— START DATA SHOWN —

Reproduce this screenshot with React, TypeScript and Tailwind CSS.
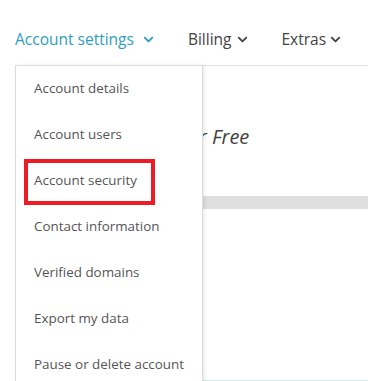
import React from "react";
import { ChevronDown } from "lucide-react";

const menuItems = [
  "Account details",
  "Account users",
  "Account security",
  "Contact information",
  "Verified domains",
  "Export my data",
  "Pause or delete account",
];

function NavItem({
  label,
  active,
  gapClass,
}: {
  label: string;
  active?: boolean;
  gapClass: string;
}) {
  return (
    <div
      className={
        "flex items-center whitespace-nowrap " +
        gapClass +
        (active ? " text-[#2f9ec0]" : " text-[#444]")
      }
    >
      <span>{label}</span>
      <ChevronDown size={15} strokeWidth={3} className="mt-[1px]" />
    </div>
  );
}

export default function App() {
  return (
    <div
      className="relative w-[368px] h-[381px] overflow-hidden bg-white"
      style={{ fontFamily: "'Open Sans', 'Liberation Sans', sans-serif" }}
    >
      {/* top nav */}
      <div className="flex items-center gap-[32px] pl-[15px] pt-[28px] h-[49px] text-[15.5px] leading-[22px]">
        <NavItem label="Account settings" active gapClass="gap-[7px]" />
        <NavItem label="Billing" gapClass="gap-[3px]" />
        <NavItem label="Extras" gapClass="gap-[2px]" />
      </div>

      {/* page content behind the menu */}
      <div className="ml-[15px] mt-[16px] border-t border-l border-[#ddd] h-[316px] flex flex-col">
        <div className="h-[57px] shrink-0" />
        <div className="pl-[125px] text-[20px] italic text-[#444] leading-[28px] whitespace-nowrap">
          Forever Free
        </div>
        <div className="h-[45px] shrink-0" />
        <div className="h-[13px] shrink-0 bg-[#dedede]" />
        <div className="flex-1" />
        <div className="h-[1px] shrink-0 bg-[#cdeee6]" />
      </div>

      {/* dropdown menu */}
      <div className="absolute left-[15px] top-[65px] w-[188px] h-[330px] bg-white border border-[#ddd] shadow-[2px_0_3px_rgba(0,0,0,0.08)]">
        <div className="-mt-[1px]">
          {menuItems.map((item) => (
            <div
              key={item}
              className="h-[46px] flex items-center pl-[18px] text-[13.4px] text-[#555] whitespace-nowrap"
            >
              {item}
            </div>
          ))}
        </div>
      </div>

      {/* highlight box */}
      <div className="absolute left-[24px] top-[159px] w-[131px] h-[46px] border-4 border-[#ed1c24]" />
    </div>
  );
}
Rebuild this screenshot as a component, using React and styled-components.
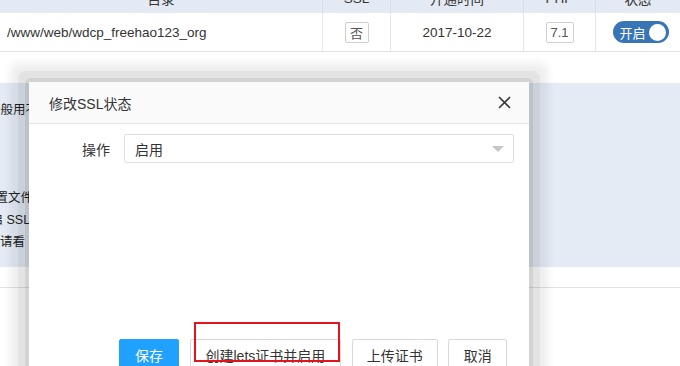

— END DATA SHOWN —
— START DATA SHOWN —

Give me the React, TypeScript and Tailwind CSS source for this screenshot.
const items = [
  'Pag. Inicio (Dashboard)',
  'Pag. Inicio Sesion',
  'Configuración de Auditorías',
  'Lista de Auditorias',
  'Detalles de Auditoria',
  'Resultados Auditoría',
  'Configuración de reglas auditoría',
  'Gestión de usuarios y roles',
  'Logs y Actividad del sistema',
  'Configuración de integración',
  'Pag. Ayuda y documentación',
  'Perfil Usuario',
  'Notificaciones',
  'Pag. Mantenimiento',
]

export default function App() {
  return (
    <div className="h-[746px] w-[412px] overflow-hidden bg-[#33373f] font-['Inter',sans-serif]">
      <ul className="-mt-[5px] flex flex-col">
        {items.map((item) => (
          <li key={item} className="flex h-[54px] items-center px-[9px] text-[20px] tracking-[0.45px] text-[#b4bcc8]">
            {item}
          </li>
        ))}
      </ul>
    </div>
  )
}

— END DATA SHOWN —
— START DATA SHOWN —

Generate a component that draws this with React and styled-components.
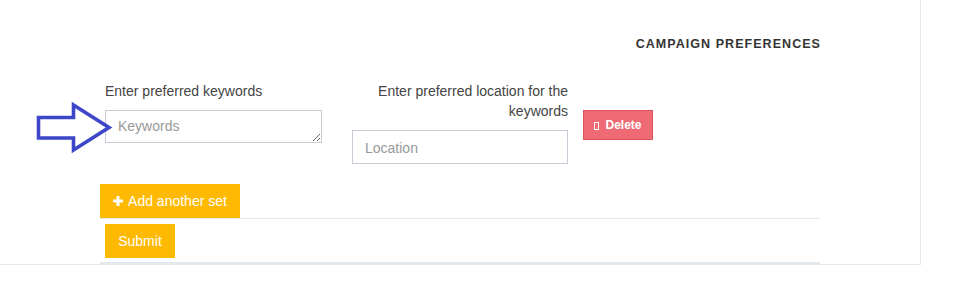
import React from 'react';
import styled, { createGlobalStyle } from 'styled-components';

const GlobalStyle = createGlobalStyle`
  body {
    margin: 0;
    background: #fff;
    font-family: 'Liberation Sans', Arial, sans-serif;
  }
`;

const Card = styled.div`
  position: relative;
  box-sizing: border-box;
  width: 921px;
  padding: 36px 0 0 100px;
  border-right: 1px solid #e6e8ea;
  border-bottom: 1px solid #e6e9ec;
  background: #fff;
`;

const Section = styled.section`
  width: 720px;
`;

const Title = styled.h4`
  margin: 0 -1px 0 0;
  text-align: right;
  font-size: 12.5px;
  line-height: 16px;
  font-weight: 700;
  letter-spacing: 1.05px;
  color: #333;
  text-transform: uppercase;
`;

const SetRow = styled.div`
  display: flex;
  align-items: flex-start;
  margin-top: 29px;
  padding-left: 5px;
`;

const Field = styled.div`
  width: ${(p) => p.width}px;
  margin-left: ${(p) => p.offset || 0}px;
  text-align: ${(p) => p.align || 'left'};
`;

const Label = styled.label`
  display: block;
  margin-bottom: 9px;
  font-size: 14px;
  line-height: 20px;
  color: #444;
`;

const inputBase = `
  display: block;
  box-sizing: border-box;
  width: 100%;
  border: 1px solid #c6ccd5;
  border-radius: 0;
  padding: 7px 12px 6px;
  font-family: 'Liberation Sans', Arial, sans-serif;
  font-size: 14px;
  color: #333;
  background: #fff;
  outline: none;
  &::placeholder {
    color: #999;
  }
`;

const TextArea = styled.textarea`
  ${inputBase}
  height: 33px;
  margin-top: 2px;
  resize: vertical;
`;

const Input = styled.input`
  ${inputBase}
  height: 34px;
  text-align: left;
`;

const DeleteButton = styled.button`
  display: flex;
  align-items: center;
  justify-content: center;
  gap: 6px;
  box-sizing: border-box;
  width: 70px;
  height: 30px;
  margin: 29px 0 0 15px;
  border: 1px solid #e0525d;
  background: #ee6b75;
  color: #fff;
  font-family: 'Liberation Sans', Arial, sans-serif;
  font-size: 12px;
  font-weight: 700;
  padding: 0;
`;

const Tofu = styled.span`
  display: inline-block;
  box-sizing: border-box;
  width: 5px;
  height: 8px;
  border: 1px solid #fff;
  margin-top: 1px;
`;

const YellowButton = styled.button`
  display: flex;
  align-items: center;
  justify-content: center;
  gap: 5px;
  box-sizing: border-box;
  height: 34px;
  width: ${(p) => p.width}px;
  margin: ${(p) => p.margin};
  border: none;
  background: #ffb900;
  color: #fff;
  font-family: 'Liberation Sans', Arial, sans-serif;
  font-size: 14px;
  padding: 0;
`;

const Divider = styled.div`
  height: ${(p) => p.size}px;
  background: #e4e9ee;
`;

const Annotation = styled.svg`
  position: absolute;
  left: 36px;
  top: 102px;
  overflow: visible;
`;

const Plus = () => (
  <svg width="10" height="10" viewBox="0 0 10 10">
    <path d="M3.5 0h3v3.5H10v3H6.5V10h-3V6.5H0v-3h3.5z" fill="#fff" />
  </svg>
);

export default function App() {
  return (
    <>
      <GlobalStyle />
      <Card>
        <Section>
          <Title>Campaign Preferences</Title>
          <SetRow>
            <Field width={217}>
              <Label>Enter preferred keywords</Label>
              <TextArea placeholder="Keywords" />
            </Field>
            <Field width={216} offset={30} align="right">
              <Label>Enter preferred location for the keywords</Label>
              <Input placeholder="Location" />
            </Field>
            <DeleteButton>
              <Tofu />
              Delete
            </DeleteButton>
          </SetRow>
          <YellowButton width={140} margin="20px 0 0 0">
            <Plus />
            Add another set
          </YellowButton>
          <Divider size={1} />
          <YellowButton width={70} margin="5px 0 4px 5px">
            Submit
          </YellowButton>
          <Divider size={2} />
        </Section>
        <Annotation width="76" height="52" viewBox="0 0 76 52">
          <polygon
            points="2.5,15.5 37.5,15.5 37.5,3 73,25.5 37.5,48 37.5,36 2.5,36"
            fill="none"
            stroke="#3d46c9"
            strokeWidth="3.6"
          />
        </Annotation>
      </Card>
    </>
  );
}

— END DATA SHOWN —

◆ EXERCISE DESCRIPTION ◆
Identify the lines that contain the string "with", and copy every one of them.

◆ RESPONSE TO THIS EXERCISE ◆
Reproduce this screenshot with React, TypeScript and Tailwind CSS.
Generate a component that draws this with React and styled-components.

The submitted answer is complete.